- DVD cover
- Directed by: Helma Sanders-Brahms
- Written by: Helma Sanders-Brahms
- Produced by: Helma Sanders-Brahms Christhart Burgmann Ute Casper
- Cinematography: Roland Dressel
- Edited by: Nadine Schulze Monika Schindler Helma Sanders-Brahms
- Music by: Angelika Flacke Eckard Koltermann Peter Kowald
- Production companies: Helma Sanders-Brahms Filmproduktion GmbH Arte G.E.I.E. Westdeutscher Rundfunk
- Distributed by: Freunde der Deutschen Kinemathek e.V.
- Release date: 17 September 1997;
- Running time: 105 minutes
- Country: Germany
- Language: German

= My Heart Is Mine Alone =

1997 German film

My Heart Is Mine Alone (Mein Herz – niemandem!) is a 1997 German experimental drama film directed by Helma Sanders-Brahms.
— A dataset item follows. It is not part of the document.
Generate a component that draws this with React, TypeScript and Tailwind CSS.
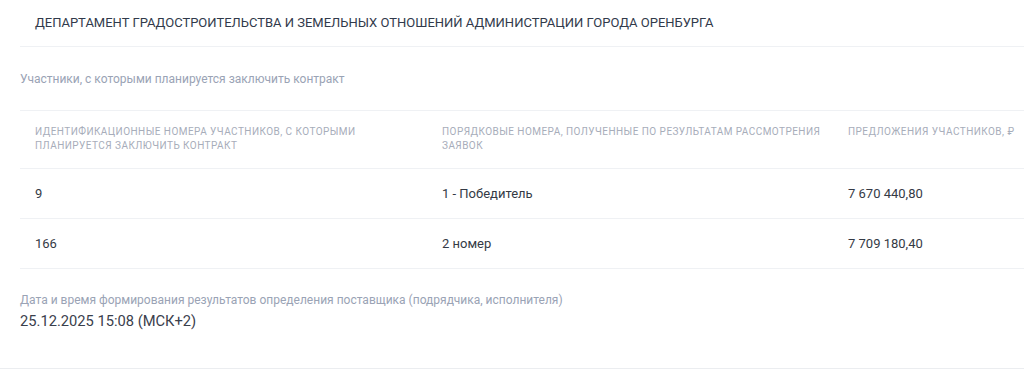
const rows = [
  { id: "9", place: "1 - Победитель", offer: "7 670 440,80" },
  { id: "166", place: "2 номер", offer: "7 709 180,40" },
];

const headCell = "h-[58px] pt-[14px] pl-[15px] border-b border-[#eff1f4]";
const headText = "block text-[10px] leading-[14px] tracking-[0.045em] uppercase text-[#a7adba]";
const bodyCell = "h-[50px] flex items-center pl-[15px] border-b border-[#eff1f4] text-[13px] text-[#343a45]";

export default function App() {
  return (
    <div className="bg-white font-['Roboto',sans-serif] border-b border-[#ebedf0]">
      <div className="pl-5">
        <div className="h-[47px] flex items-center px-[15px] border-b border-[#eff1f4]">
          <h2 className="text-[13px] text-[#313a4b] uppercase">
            Департамент градостроительства и земельных отношений администрации города Оренбурга
          </h2>
        </div>

        <div className="h-[64px] flex items-center border-b border-[#eff1f4]">
          <p className="text-[12px] text-[#9aa3b5]">
            Участники, с которыми планируется заключить контракт
          </p>
        </div>

        <div className="grid grid-cols-[407px_406px_1fr]">
          <div className={headCell}>
            <span className={`${headText} max-w-[360px]`}>
              Идентификационные номера участников, с которыми планируется заключить контракт
            </span>
          </div>
          <div className={headCell}>
            <span className={`${headText} max-w-[385px]`}>
              Порядковые номера, полученные по результатам рассмотрения заявок
            </span>
          </div>
          <div className={headCell}>
            <span className={`${headText} whitespace-nowrap`}>Предложения участников, ₽</span>
          </div>

          {rows.map((r) => (
            <div key={r.id} className="contents">
              <div className={bodyCell}>{r.id}</div>
              <div className={bodyCell}>{r.place}</div>
              <div className={bodyCell}>{r.offer}</div>
            </div>
          ))}
        </div>

        <div className="pt-[23px] pb-[37px]">
          <p className="text-[12px] leading-[16px] text-[#9aa3b5]">
            Дата и время формирования результатов определения поставщика (подрядчика, исполнителя)
          </p>
          <p className="mt-[3px] text-[14.7px] leading-[20px] text-[#3a404c]">25.12.2025 15:08 (МСК+2)</p>
        </div>
      </div>
    </div>
  );
}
A 1997 issue of Jewish Currents wrote that the film is "a kind of German movie that usually requires more than one screening to decipher and is made for avant-garde devotees."

==Plot==
The story of the real-life love affair between Jewish poet Else Lasker-Schüler and Nazi poet Gottfried Benn is told largely through their poetry throughout the film. Lasker-Schüler is forced to leave the country because of the very ideology Benn espouses, and while she drifts from country to country en route to Jerusalem, he eventually realizes his mistake when the Nazis condemn his artistic school.

==Cast==
- Lena Stolze as Else Lasker-Schüler
- Thomas Ruffer	as Berthold Lasker
- René Schubert	as Noble
- Katja Ruttloff as Else Lasker-Schüler's Sister
- Anna Sanders as Edith Benn
- Cornelius Obonya as Gottfried Benn
- Tomek Schulz as Young Gottfried Benn
- Christian Schlemmer as Wassily Kandinsky
- Janina Berge as Young	Else Lasker-Schüler
- Stefan Ostertag as Franz Marc
- Nicolai Albrecht as Marc Chagall
- Inken Schmitz as Lasker Family Member
- Wolfgang Tebbe as Lasker Family Member
- Dagmar Bertram as Lasker Family Member
- Matthias Wessolek as Fat Cat
- Klaus Bunk as Herwarth Walden
- Sabine Panzer	as Nell Walden
- Oliver Grice as Gustav Benn
- Lothar von Versen as Peter Hille
- Julia Kiessling as Else Lasker-Schüler's Sister
- Leonard Schnitman as Paul Schüler
- Nikolai Sirenko as Aaron Schüler
- Valentina Sirenko as Jeannette Schüler
- Bruno Dunst as Professor

==Release==
The film was released on DVD by Facets Multi-Media in 2008.

==Reception==
Critical opinion has been largely positive. The film was screened out of competition at the 1997 Berlin International Film Festival and was nominated for the Maverick Spirit Award at the Cinequest Film Festival in 1998 as well as for the Emden Film Award at the International Filmfest Emden in 1997. Variety, although opining that the film was "flat," nevertheless praised the leading actress' "charm and energy," as did Metro Silicon Valley critic Richard von Busack, who wrote that "[d]ark, pocket-size and intense, Stolze has the magnetism to prove why men thought of Lasker-Schüler as an Expressionist vampire," and critic Ed Soohoo, who wrote that it is "wonderful to see" Lena Stolze "once again on screen as she brings life to Else." Critic Peter Nellhaus has praised the film's "expressionist collage of conventional biographical re-enactment, stylized staging, and documentary" and wrote that he regards it as a "truthful film."